Actusf : Est-ce plus difficile de choisir comme cadre l’Italie ?
Tommaso Pincio : Cela dépend du roman que vous voulez écrire. Même s’il fait écho à celui d’un écrivain américain, mon pseudonyme Pincio est un hommage à Rome. Écrire un roman sur la ville où je suis né a été une de mes grandes ambitions au début de ma carrière. La raison pour laquelle j’ai pris pas mal de temps pour y parvenir – pour arriver à un résultat comme Cinacittà (paru chez Asphalte en 2011) – est que Rome est un lieu de stratification complexe. C’est très difficile de prendre cela en compte, surtout pour les Romains.
 
 
 
Actusf : Votre dernier roman, Hotel a zero stelle. Inferni e paradisi di uno scrittore senza fissa dimora, est paru en 2011. De quoi parle-t-il ?

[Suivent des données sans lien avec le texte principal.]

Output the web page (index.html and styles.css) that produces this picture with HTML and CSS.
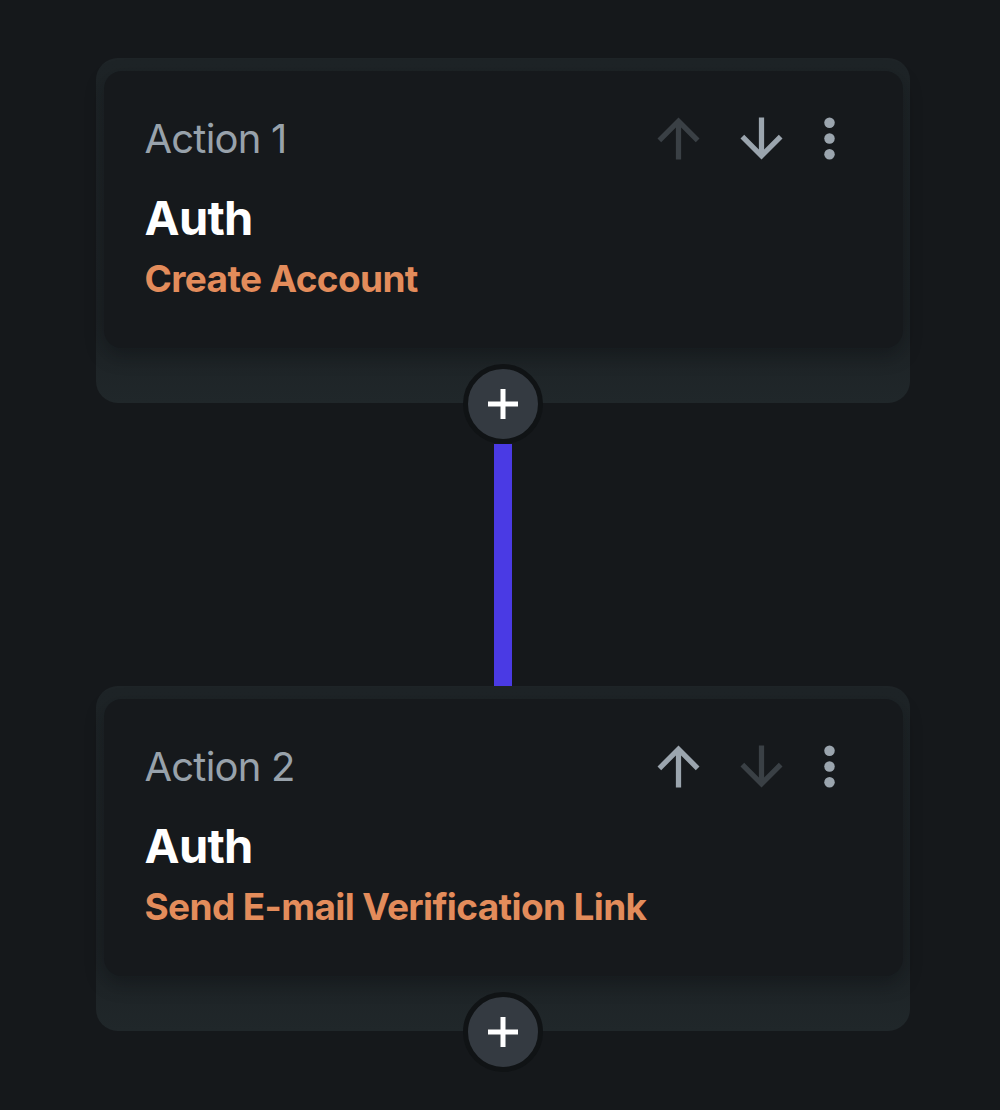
FILE: index.html
```html
<!DOCTYPE html>
<html lang="en">
<head>
<meta charset="utf-8">
<title>Action flow</title>
<link rel="stylesheet" href="styles.css">
</head>
<body>
<main class="flow">
  <section class="step">
    <div class="step-shell">
      <div class="card">
        <div class="card-head">
          <span class="label">Action 1</span>
          <div class="tools">
            <button class="icon-btn disabled" aria-label="Move up">
              <svg viewBox="0 0 24 24"><path d="M4 12l1.41 1.41L11 7.830V20h2V7.83l5.58 5.59L20 12l-8-8-8 8z"/></svg>
            </button>
            <button class="icon-btn" aria-label="Move down">
              <svg viewBox="0 0 24 24"><path d="M20 12l-1.41-1.41L13 16.17V4h-2v12.17l-5.58-5.59L4 12l8 8 8-8z"/></svg>
            </button>
            <button class="icon-btn more" aria-label="More">
              <svg viewBox="0 0 24 24"><circle cx="12" cy="6" r="2"/><circle cx="12" cy="12" r="2"/><circle cx="12" cy="18" r="2"/></svg>
            </button>
          </div>
        </div>
        <div class="title">Auth</div>
        <div class="subtitle">Create Account</div>
      </div>
    </div>
    <button class="add-btn" aria-label="Add action">
      <svg viewBox="0 0 36 36"><path d="M18 3v30M3 18h30"/></svg>
    </button>
  </section>

  <div class="connector"></div>

  <section class="step">
    <div class="step-shell">
      <div class="card">
        <div class="card-head">
          <span class="label">Action 2</span>
          <div class="tools">
            <button class="icon-btn" aria-label="Move up">
              <svg viewBox="0 0 24 24"><path d="M4 12l1.41 1.41L11 7.83V20h2V7.83l5.58 5.59L20 12l-8-8-8 8z"/></svg>
            </button>
            <button class="icon-btn disabled" aria-label="Move down">
              <svg viewBox="0 0 24 24"><path d="M20 12l-1.41-1.41L13 16.17V4h-2v12.17l-5.58-5.59L4 12l8 8 8-8z"/></svg>
            </button>
            <button class="icon-btn more" aria-label="More">
              <svg viewBox="0 0 24 24"><circle cx="12" cy="6" r="2"/><circle cx="12" cy="12" r="2"/><circle cx="12" cy="18" r="2"/></svg>
            </button>
          </div>
        </div>
        <div class="title">Auth</div>
        <div class="subtitle">Send E-mail Verification Link</div>
      </div>
    </div>
    <button class="add-btn" aria-label="Add action">
      <svg viewBox="0 0 36 36"><path d="M18 3v30M3 18h30"/></svg>
    </button>
  </section>
</main>
</body>
</html>
```

FILE: styles.css
```css
* { box-sizing: border-box; }

html, body {
  margin: 0;
  padding: 0;
  background: #15181b;
}

body {
  font-family: "Inter", "Open Sans", sans-serif;
  height: 1110px;
  overflow: hidden;
}

.flow {
  display: flex;
  flex-direction: column;
  align-items: center;
  padding-top: 58px;
  padding-left: 5px;
}

.step {
  width: 814px;
  display: flex;
  flex-direction: column;
  align-items: center;
}

.step-shell {
  width: 100%;
  background: linear-gradient(180deg, #1e2427 0%, #1c2124 75%, #20272a 100%);
  border-radius: 22px;
  padding: 13px 7px 55px 8px;
}

.card {
  height: 277px;
  background: #16191c;
  border-radius: 18px;
  padding: 36px 42px 0 41px;
  box-shadow: 0 8px 18px rgba(10, 12, 14, 0.35);
}

.card-head {
  display: flex;
  align-items: center;
  justify-content: space-between;
  height: 63px;
}

.label {
  font-size: 40px;
  font-weight: 400;
  color: #98a2ab;
  letter-spacing: -0.02em;
  line-height: 1;
}

.tools {
  display: flex;
  align-items: center;
}

.icon-btn {
  width: 63px;
  height: 63px;
  padding: 0;
  border: 0;
  background: none;
  display: flex;
  align-items: center;
  justify-content: center;
  color: #9ba5ae;
}

.icon-btn + .icon-btn { margin-left: 20px; }
.icon-btn.more { margin-left: 5px; }

.icon-btn svg {
  width: 63px;
  height: 63px;
  fill: currentColor;
}

.icon-btn.disabled { color: #3a4045; }

.title {
  margin-top: 23px;
  font-size: 47px;
  line-height: 50px;
  font-weight: 700;
  color: #ffffff;
  letter-spacing: -0.015em;
}

.subtitle {
  margin-top: 14px;
  font-size: 37px;
  line-height: 44px;
  font-weight: 700;
  color: #e38c5b;
  letter-spacing: -0.017em;
}

.add-btn {
  position: relative;
  z-index: 2;
  margin-top: -39px;
  width: 80px;
  height: 80px;
  border-radius: 50%;
  border: 5px solid #101315;
  background: #343a41;
  padding: 0;
  display: flex;
  align-items: center;
  justify-content: center;
}

.add-btn svg {
  width: 36px;
  height: 36px;
  fill: none;
  stroke: #ffffff;
  stroke-width: 5;
}

.connector {
  width: 18px;
  height: 242px;
  background: #4a3ae4;
}
```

Tommaso Pincio : J’aime les hôtels. J’adore les hôtels et les motels, tout comme j’adore les autres lieux dévolus aux séjours temporaires. Le livre parle de cette attirance, et l’idée est en quelque sorte venue des Fleurs du karma, je dirais. Quand ce roman a été publié en Italie, quelqu’un a écrit une chronique à son sujet que je n’ai pas appréciée. Le type déclarait que le roman était mauvais parce qu’il était beaucoup question d’hôtels dedans. Apparemment, il considérait l’hôtel comme le symbole d’une narration sans intérêt. Au début, j’étais en colère, bien sûr. Mais ensuite, je me suis rendu compte que jusqu’alors je n’avais jamais vraiment accordé d’attention à mon intérêt pour les hôtels, et je me suis demandé : Pourquoi les hôtels ? D’où me vient cette attirance ? L’hôtel sans étoiles (Hotel a zero stelle) dont je parle est inspiré d’un endroit réel à Tel Aviv, un hôtel minable, une horrible cahute que j’ai profondément aimée. J’ai aimé aussi son gérant, qui foutait les jetons. Dans mon livre, j’ai transformé ce lieu existant en un endroit métaphorique pour un voyage dantesque à travers la littérature. Au premier étage, vous rencontrez une forêt sombre, une selva oscura. Puis vous allez au deuxième étage où se trouve l’enfer, etc. Le troisième étage est le purgatoire et le quatrième est le paradis. A la fin, vous arrivez au toit, d’où vous voyez les étoiles briller dans le ciel. Chaque étage possède ses propres clients et chacun d’eux sont des écrivains – des écrivains qui ont été importants pour moi, des écrivains qui ont enseigné quelque chose sur le fait d’écrire et bien d’autres choses. Donc, en un mot, ce livre traite de ce que j’ai appris sur l’écriture et la vie à partir des écrits et de la vie d’autres gens.
 
 
Actusf : Sur quoi travaillez-vous actuellement ? Quels sont vos projets ? 
Tommaso Pincio : J’ai un nouveau livre en cours, un roman, d’une étrange façon. Il parle de Michelangelo Merisi, ce peintre qu’on appelle Le Caravage, tout particulièrement des nombreuses années qu’il a passées à Rome. La chose étrange, c’est que dans le roman, sa vie et la mienne sont emmêlées et ne forment presque plus qu’un. J’ai une raison précise pour faire ça, mais je préférerais ne pas la révéler maintenant. En parallèle, je travaille aussi sur un projet artistique, une installation de peinture qui devrait, je l’espère, devenir bientôt une exposition. Et puis je rêve aussi de faire un roman graphique. Un de mes vieux rêves, en fait.